» WHAT THE TASK REQUIRES
Restate the material word for word and leave out anything that is a picture.

» INFORMATION SHOWN
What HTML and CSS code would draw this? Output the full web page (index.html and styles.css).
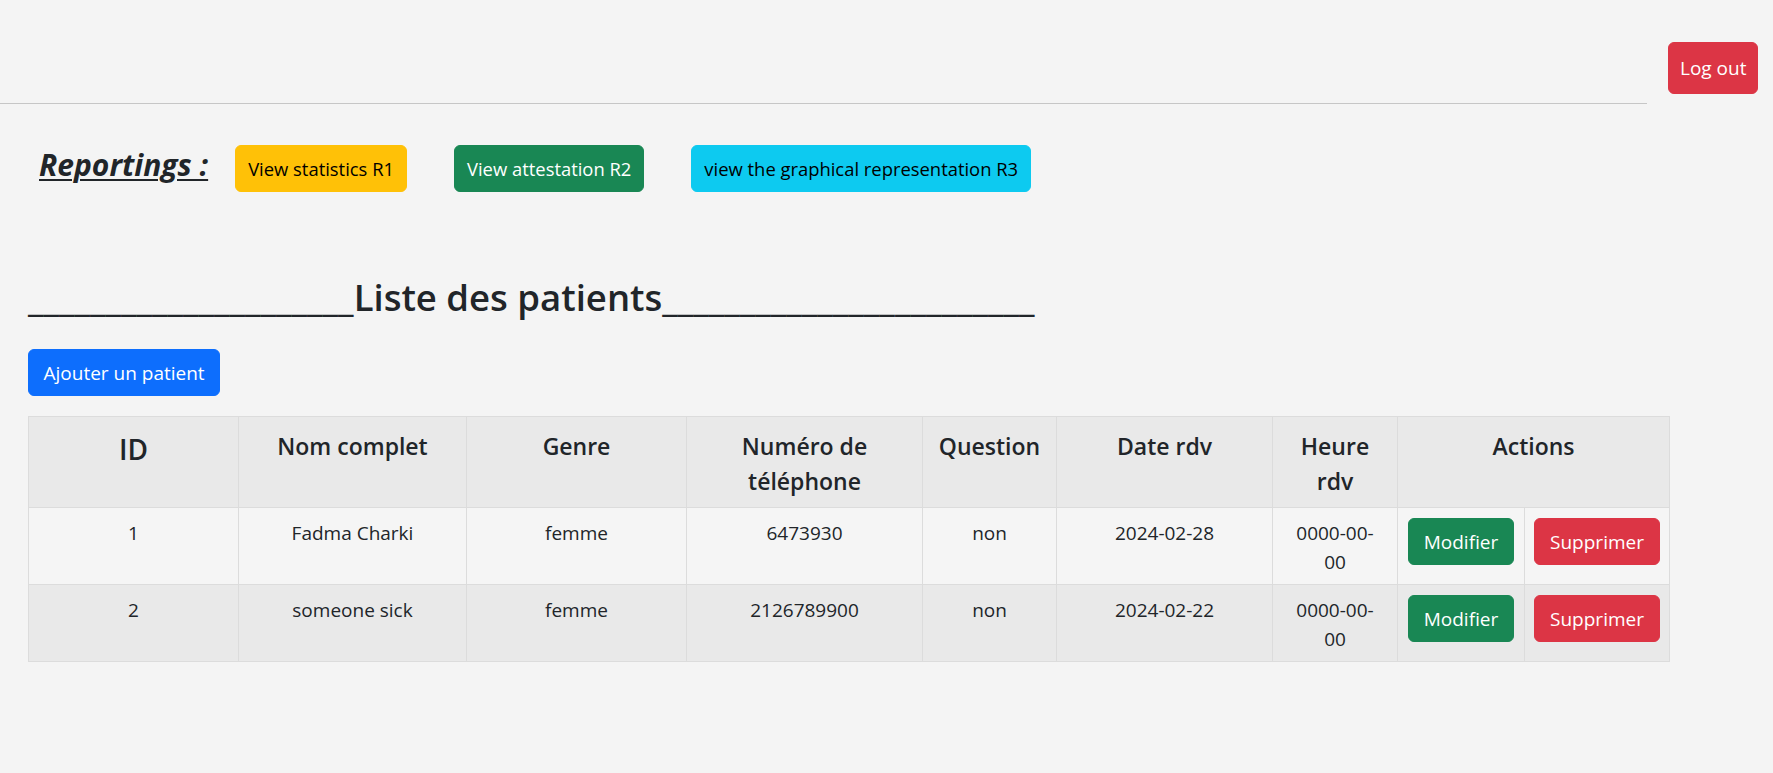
FILE: index.html
```html
<!DOCTYPE html>
<html lang="fr">
<head>
<meta charset="utf-8">
<title>Liste des patients</title>
<link rel="stylesheet" href="styles.css">
</head>
<body>
<header class="topbar">
  <div class="topbar-rule"></div>
  <a class="btn btn-danger logout" href="#">Log out</a>
</header>
<main class="content">
  <section class="reportings">
    <h4 class="reportings-title">Reportings :</h4>
    <div class="report-links">
      <a class="btn btn-warning" href="#">View statistics R1</a>
      <a class="btn btn-success" href="#">View attestation R2</a>
      <a class="btn btn-info" href="#">view the graphical representation R3</a>
    </div>
  </section>

  <h2 class="list-title"><span class="rule-left">_____________________</span>Liste des patients<span class="rule-right">________________________</span></h2>

  <a class="btn btn-primary add-btn" href="#">Ajouter un patient</a>

  <table class="patients">
    <colgroup>
      <col class="c-id"><col class="c-nom"><col class="c-genre"><col class="c-tel"><col class="c-q"><col class="c-date"><col class="c-heure"><col class="c-mod"><col class="c-sup">
    </colgroup>
    <thead>
      <tr>
        <th class="th-id">ID</th>
        <th>Nom complet</th>
        <th>Genre</th>
        <th>Numéro de téléphone</th>
        <th>Question</th>
        <th>Date rdv</th>
        <th class="narrow">Heure rdv</th>
        <th colspan="2">Actions</th>
      </tr>
    </thead>
    <tbody>
      <tr>
        <td>1</td>
        <td>Fadma Charki</td>
        <td>femme</td>
        <td>6473930</td>
        <td>non</td>
        <td>2024-02-28</td>
        <td class="narrow">0000-00-00</td>
        <td class="action"><a class="btn btn-success" href="#">Modifier</a></td>
        <td class="action"><a class="btn btn-danger" href="#">Supprimer</a></td>
      </tr>
      <tr>
        <td>2</td>
        <td>someone sick</td>
        <td>femme</td>
        <td>2126789900</td>
        <td>non</td>
        <td>2024-02-22</td>
        <td class="narrow">0000-00-00</td>
        <td class="action"><a class="btn btn-success" href="#">Modifier</a></td>
        <td class="action"><a class="btn btn-danger" href="#">Supprimer</a></td>
      </tr>
    </tbody>
  </table>
</main>
</body>
</html>
```

FILE: styles.css
```css
* { box-sizing: border-box; }

body {
  margin: 0;
  background: #f4f4f4;
  color: #212529;
  font-family: "Open Sans", "Noto Sans", "DejaVu Sans", sans-serif;
  font-size: 19px;
  line-height: 1.5;
}

.btn {
  display: inline-block;
  padding: 7.5px 12px;
  font-size: 19px;
  line-height: 30px;
  border: 1px solid transparent;
  border-radius: 6px;
  text-decoration: none;
  text-align: center;
  white-space: nowrap;
}
.btn-danger  { background: #dc3545; border-color: #dc3545; color: #fff; }
.btn-success { background: #198754; border-color: #198754; color: #fff; }
.btn-warning { background: #ffc107; border-color: #ffc107; color: #000; }
.btn-info    { background: #0dcaf0; border-color: #0dcaf0; color: #000; }
.btn-primary { background: #0d6efd; border-color: #0d6efd; color: #fff; }

/* top bar */
.topbar {
  display: flex;
  align-items: flex-start;
}
.topbar-rule {
  flex: none;
  width: 1647px;
  height: 104px;
  border-bottom: 1px solid #c6c6c6;
}
.logout {
  margin-left: 21px;
  margin-top: 42px;
  padding: 10px 11px;
}

/* content */
.content {
  padding-left: 28px;
}

.reportings {
  display: flex;
  align-items: center;
  gap: 27px;
  margin-top: 41px;
  padding-left: 11px;
}
.reportings-title {
  margin: 0 0 8px;
  font-size: 30px;
  line-height: 36px;
  font-style: italic;
  font-weight: 700;
  text-decoration: underline;
  text-decoration-thickness: 2px;
  text-underline-offset: 3px;
}
.report-links {
  display: flex;
  gap: 47px;
}
.report-links .btn {
  font-size: 18.4px;
}

.list-title {
  margin: 81px 0 28px;
  font-size: 36.5px;
  line-height: 48px;
  font-weight: 600;
  white-space: nowrap;
}

.add-btn {
  padding-left: 14.5px;
  padding-right: 14.5px;
}

/* table */
.patients {
  margin-top: 20px;
  width: 1641px;
  border-collapse: collapse;
  table-layout: fixed;
}
.c-id    { width: 210px; }
.c-nom   { width: 228px; }
.c-genre { width: 220px; }
.c-tel   { width: 236px; }
.c-q     { width: 134px; }
.c-date  { width: 216px; }
.c-heure { width: 125px; }
.c-mod   { width: 127px; }
.c-sup   { width: 145px; }

.patients th,
.patients td {
  border: 1px solid #dcdcdc;
  text-align: center;
  vertical-align: top;
}
.patients th {
  background: #e9e9e9;
  padding: 12px 8px 8px;
  font-size: 23px;
  line-height: 35px;
  font-weight: 600;
}
.patients th.th-id {
  font-size: 28px;
  line-height: 40px;
}
.patients td {
  padding: 11px 10px 8px;
  font-size: 19px;
  line-height: 28.5px;
}
.patients td.narrow { padding-left: 14px; padding-right: 14px; }
.patients th.narrow { padding-left: 12px; padding-right: 12px; }
.patients td.action { padding: 10px 6px 8px; }
.patients td.action .btn { padding-left: 15px; padding-right: 15px; }
.patients tbody tr:nth-child(odd) td { background: #f5f5f5; }
.patients tbody tr:nth-child(even) td { background: #e9e9e9; }
```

» WRITTEN RESPONSE
What HTML and CSS code would draw this? Output the full web page (index.html and styles.css).
FILE: index.html
```html
<!DOCTYPE html>
<html lang="fr">
<head>
<meta charset="utf-8">
<title>Liste des patients</title>
<link rel="stylesheet" href="styles.css">
</head>
<body>
<header class="topbar">
  <div class="topbar-rule"></div>
  <a class="btn btn-danger logout" href="#">Log out</a>
</header>
<main class="content">
  <section class="reportings">
    <h4 class="reportings-title">Reportings :</h4>
    <div class="report-links">
      <a class="btn btn-warning" href="#">View statistics R1</a>
      <a class="btn btn-success" href="#">View attestation R2</a>
      <a class="btn btn-info" href="#">view the graphical representation R3</a>
    </div>
  </section>

  <h2 class="list-title"><span class="rule-left">_____________________</span>Liste des patients<span class="rule-right">________________________</span></h2>

  <a class="btn btn-primary add-btn" href="#">Ajouter un patient</a>

  <table class="patients">
    <colgroup>
      <col class="c-id"><col class="c-nom"><col class="c-genre"><col class="c-tel"><col class="c-q"><col class="c-date"><col class="c-heure"><col class="c-mod"><col class="c-sup">
    </colgroup>
    <thead>
      <tr>
        <th class="th-id">ID</th>
        <th>Nom complet</th>
        <th>Genre</th>
        <th>Numéro de téléphone</th>
        <th>Question</th>
        <th>Date rdv</th>
        <th class="narrow">Heure rdv</th>
        <th colspan="2">Actions</th>
      </tr>
    </thead>
    <tbody>
      <tr>
        <td>1</td>
        <td>Fadma Charki</td>
        <td>femme</td>
        <td>6473930</td>
        <td>non</td>
        <td>2024-02-28</td>
        <td class="narrow">0000-00-00</td>
        <td class="action"><a class="btn btn-success" href="#">Modifier</a></td>
        <td class="action"><a class="btn btn-danger" href="#">Supprimer</a></td>
      </tr>
      <tr>
        <td>2</td>
        <td>someone sick</td>
        <td>femme</td>
        <td>2126789900</td>
        <td>non</td>
        <td>2024-02-22</td>
        <td class="narrow">0000-00-00</td>
        <td class="action"><a class="btn btn-success" href="#">Modifier</a></td>
        <td class="action"><a class="btn btn-danger" href="#">Supprimer</a></td>
      </tr>
    </tbody>
  </table>
</main>
</body>
</html>
```

FILE: styles.css
```css
* { box-sizing: border-box; }

body {
  margin: 0;
  background: #f4f4f4;
  color: #212529;
  font-family: "Open Sans", "Noto Sans", "DejaVu Sans", sans-serif;
  font-size: 19px;
  line-height: 1.5;
}

.btn {
  display: inline-block;
  padding: 7.5px 12px;
  font-size: 19px;
  line-height: 30px;
  border: 1px solid transparent;
  border-radius: 6px;
  text-decoration: none;
  text-align: center;
  white-space: nowrap;
}
.btn-danger  { background: #dc3545; border-color: #dc3545; color: #fff; }
.btn-success { background: #198754; border-color: #198754; color: #fff; }
.btn-warning { background: #ffc107; border-color: #ffc107; color: #000; }
.btn-info    { background: #0dcaf0; border-color: #0dcaf0; color: #000; }
.btn-primary { background: #0d6efd; border-color: #0d6efd; color: #fff; }

/* top bar */
.topbar {
  display: flex;
  align-items: flex-start;
}
.topbar-rule {
  flex: none;
  width: 1647px;
  height: 104px;
  border-bottom: 1px solid #c6c6c6;
}
.logout {
  margin-left: 21px;
  margin-top: 42px;
  padding: 10px 11px;
}

/* content */
.content {
  padding-left: 28px;
}

.reportings {
  display: flex;
  align-items: center;
  gap: 27px;
  margin-top: 41px;
  padding-left: 11px;
}
.reportings-title {
  margin: 0 0 8px;
  font-size: 30px;
  line-height: 36px;
  font-style: italic;
  font-weight: 700;
  text-decoration: underline;
  text-decoration-thickness: 2px;
  text-underline-offset: 3px;
}
.report-links {
  display: flex;
  gap: 47px;
}
.report-links .btn {
  font-size: 18.4px;
}

.list-title {
  margin: 81px 0 28px;
  font-size: 36.5px;
  line-height: 48px;
  font-weight: 600;
  white-space: nowrap;
}

.add-btn {
  padding-left: 14.5px;
  padding-right: 14.5px;
}

/* table */
.patients {
  margin-top: 20px;
  width: 1641px;
  border-collapse: collapse;
  table-layout: fixed;
}
.c-id    { width: 210px; }
.c-nom   { width: 228px; }
.c-genre { width: 220px; }
.c-tel   { width: 236px; }
.c-q     { width: 134px; }
.c-date  { width: 216px; }
.c-heure { width: 125px; }
.c-mod   { width: 127px; }
.c-sup   { width: 145px; }

.patients th,
.patients td {
  border: 1px solid #dcdcdc;
  text-align: center;
  vertical-align: top;
}
.patients th {
  background: #e9e9e9;
  padding: 12px 8px 8px;
  font-size: 23px;
  line-height: 35px;
  font-weight: 600;
}
.patients th.th-id {
  font-size: 28px;
  line-height: 40px;
}
.patients td {
  padding: 11px 10px 8px;
  font-size: 19px;
  line-height: 28.5px;
}
.patients td.narrow { padding-left: 14px; padding-right: 14px; }
.patients th.narrow { padding-left: 12px; padding-right: 12px; }
.patients td.action { padding: 10px 6px 8px; }
.patients td.action .btn { padding-left: 15px; padding-right: 15px; }
.patients tbody tr:nth-child(odd) td { background: #f5f5f5; }
.patients tbody tr:nth-child(even) td { background: #e9e9e9; }
```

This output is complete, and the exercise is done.